Consider the empirical test of the person, teaching, and work of Jesus Christ. A look at human history shows why he was who he claimed to be and why millions follow him today. A comparison of Jesus’s teachings with any other claimant to divine or prophetic status quickly shows the profound differences in their claims and demonstrations. In fact, none except Jesus even claimed to be the divine Savior. His offer of grace and forgiveness by being the perfect sacrifice of our offense is profoundly unique.

I position the sequence of fact and deduction this way: Love is the supreme ethic. Where there is the possibility of love, there must be the reality of free will. Where there is the reality of free will, there will be the possibility of sin. Where there is sin, there is the need for a Savior. Where there is a Savior, there is the hope for redemption. Only in the Judeo-Christian worldview does this sequence find its total expression and answer. The story from sin to redemption is only in the gospel with the provision of a loving God.

The verification of what Jesus taught and did make belief in Him a very rationally tenable and existentially fulfilling reality. From cosmology to history to human experience, the Christian faith presents explanatory power in a way no other worldview does. Our faith in Christ is reasonably grounded and experientially sustained. I am convinced Jesus Christ alone answers the deepest questions of our hearts and minds.”
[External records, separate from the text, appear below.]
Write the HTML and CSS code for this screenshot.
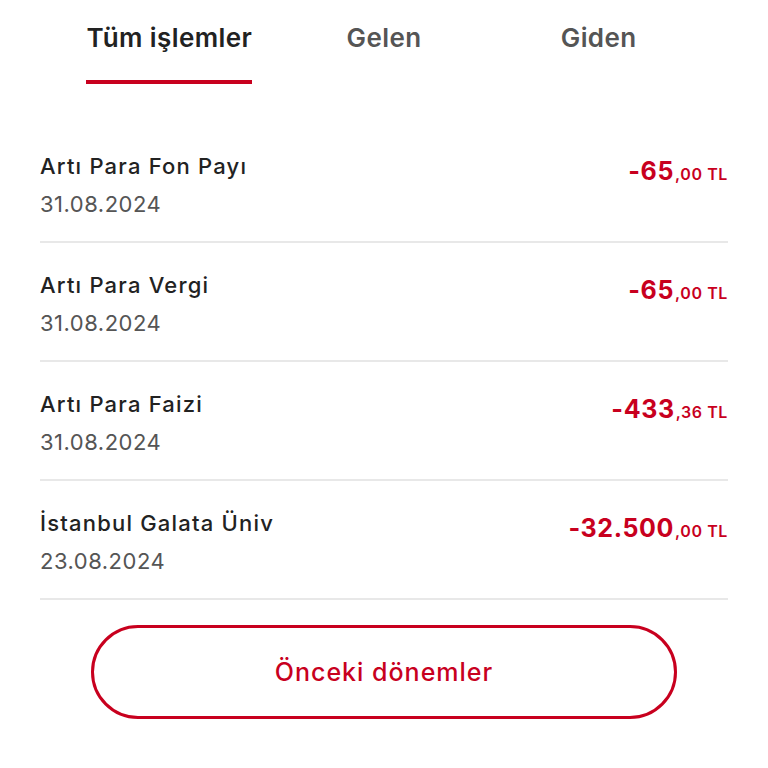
FILE: index.html
```html
<!DOCTYPE html>
<html lang="tr">
	<head>
		<meta charset="UTF-8" />
		<meta name="viewport" content="width=device-width, initial-scale=1.0" />
		<title>Hesap hareketleri</title>
		<link rel="stylesheet" href="styles.css">
	</head>
	<body>
		<div class="container">
			<div class="tabs">
				<div class="tab"><span class="tab-label active">Tüm işlemler</span></div>
				<div class="tab"><span class="tab-label">Gelen</span></div>
				<div class="tab"><span class="tab-label">Giden</span></div>
			</div>

			<div class="list">
				<div class="row">
					<div class="info">
						<p class="title">Artı Para Fon Payı</p>
						<p class="date">31.08.2024</p>
					</div>
					<p class="amount">-65<small>,00 TL</small></p>
				</div>
				<div class="row">
					<div class="info">
						<p class="title">Artı Para Vergi</p>
						<p class="date">31.08.2024</p>
					</div>
					<p class="amount">-65<small>,00 TL</small></p>
				</div>
				<div class="row">
					<div class="info">
						<p class="title">Artı Para Faizi</p>
						<p class="date">31.08.2024</p>
					</div>
					<p class="amount">-433<small>,36 TL</small></p>
				</div>
				<div class="row">
					<div class="info">
						<p class="title">İstanbul Galata Üniv</p>
						<p class="date">23.08.2024</p>
					</div>
					<p class="amount">-32.500<small>,00 TL</small></p>
				</div>
			</div>

			<button class="more">Önceki dönemler</button>
		</div>
	</body>
</html>
```

FILE: styles.css
```css
* {
	margin: 0;
	padding: 0;
	box-sizing: border-box;
}
body {
	font-family: Inter, "Noto Sans", sans-serif;
	background-color: #ffffff;
	color: #222222;
}
.container {
	padding: 0 40px;
}
.tabs {
	display: flex;
	margin: 0 22px;
}
.tab {
	flex: 1;
	display: flex;
	justify-content: center;
}
.tab-label {
	display: block;
	padding: 23px 0 27px;
	font-size: 26px;
	line-height: 30px;
	font-weight: 600;
	letter-spacing: 0.4px;
	color: #555555;
	border-bottom: 4px solid transparent;
}
.tab-label.active {
	color: #222222;
	border-bottom-color: #c8001e;
}
.list {
	margin-top: 40px;
}
.row {
	display: flex;
	justify-content: space-between;
	align-items: flex-start;
	height: 119px;
	padding-top: 28px;
	border-bottom: 2px solid #e8e8e8;
}
.title {
	font-size: 22px;
	line-height: 28px;
	font-weight: 500;
	letter-spacing: 1.2px;
}
.date {
	margin-top: 10px;
	font-size: 22px;
	line-height: 28px;
	letter-spacing: 0.5px;
	color: #555555;
}
.amount {
	padding-top: 4px;
	font-size: 25px;
	line-height: 30px;
	font-weight: 700;
	letter-spacing: 0.6px;
	color: #c8001e;
}
.amount small {
	margin-left: 1px;
	font-size: 16px;
	font-weight: 600;
	letter-spacing: 0.6px;
}
.more {
	display: block;
	width: calc(100% - 102px);
	height: 94px;
	margin: 25px auto 0;
	border: 3px solid #c8001e;
	border-radius: 47px;
	background: #ffffff;
	font-family: inherit;
	font-size: 25px;
	font-weight: 500;
	letter-spacing: 1px;
	color: #c8001e;
}
```
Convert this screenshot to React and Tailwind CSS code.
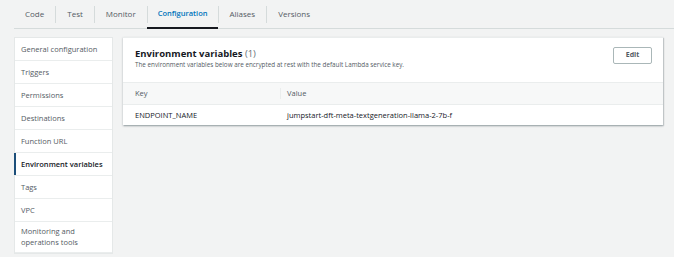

In our verse this week, Jesus demonstrates through His friend Lazarus that Resurrection is the ultimate truth of the Christian worldview. Ravi is living this right now, and would agree with what CS Lewis once concluded:

“If I find in myself desires which nothing in this world can satisfy, the only logical explanation is that I was made for another world.”

Ravi, with RC Sproul and CS Lewis, is now living in reality with Christ.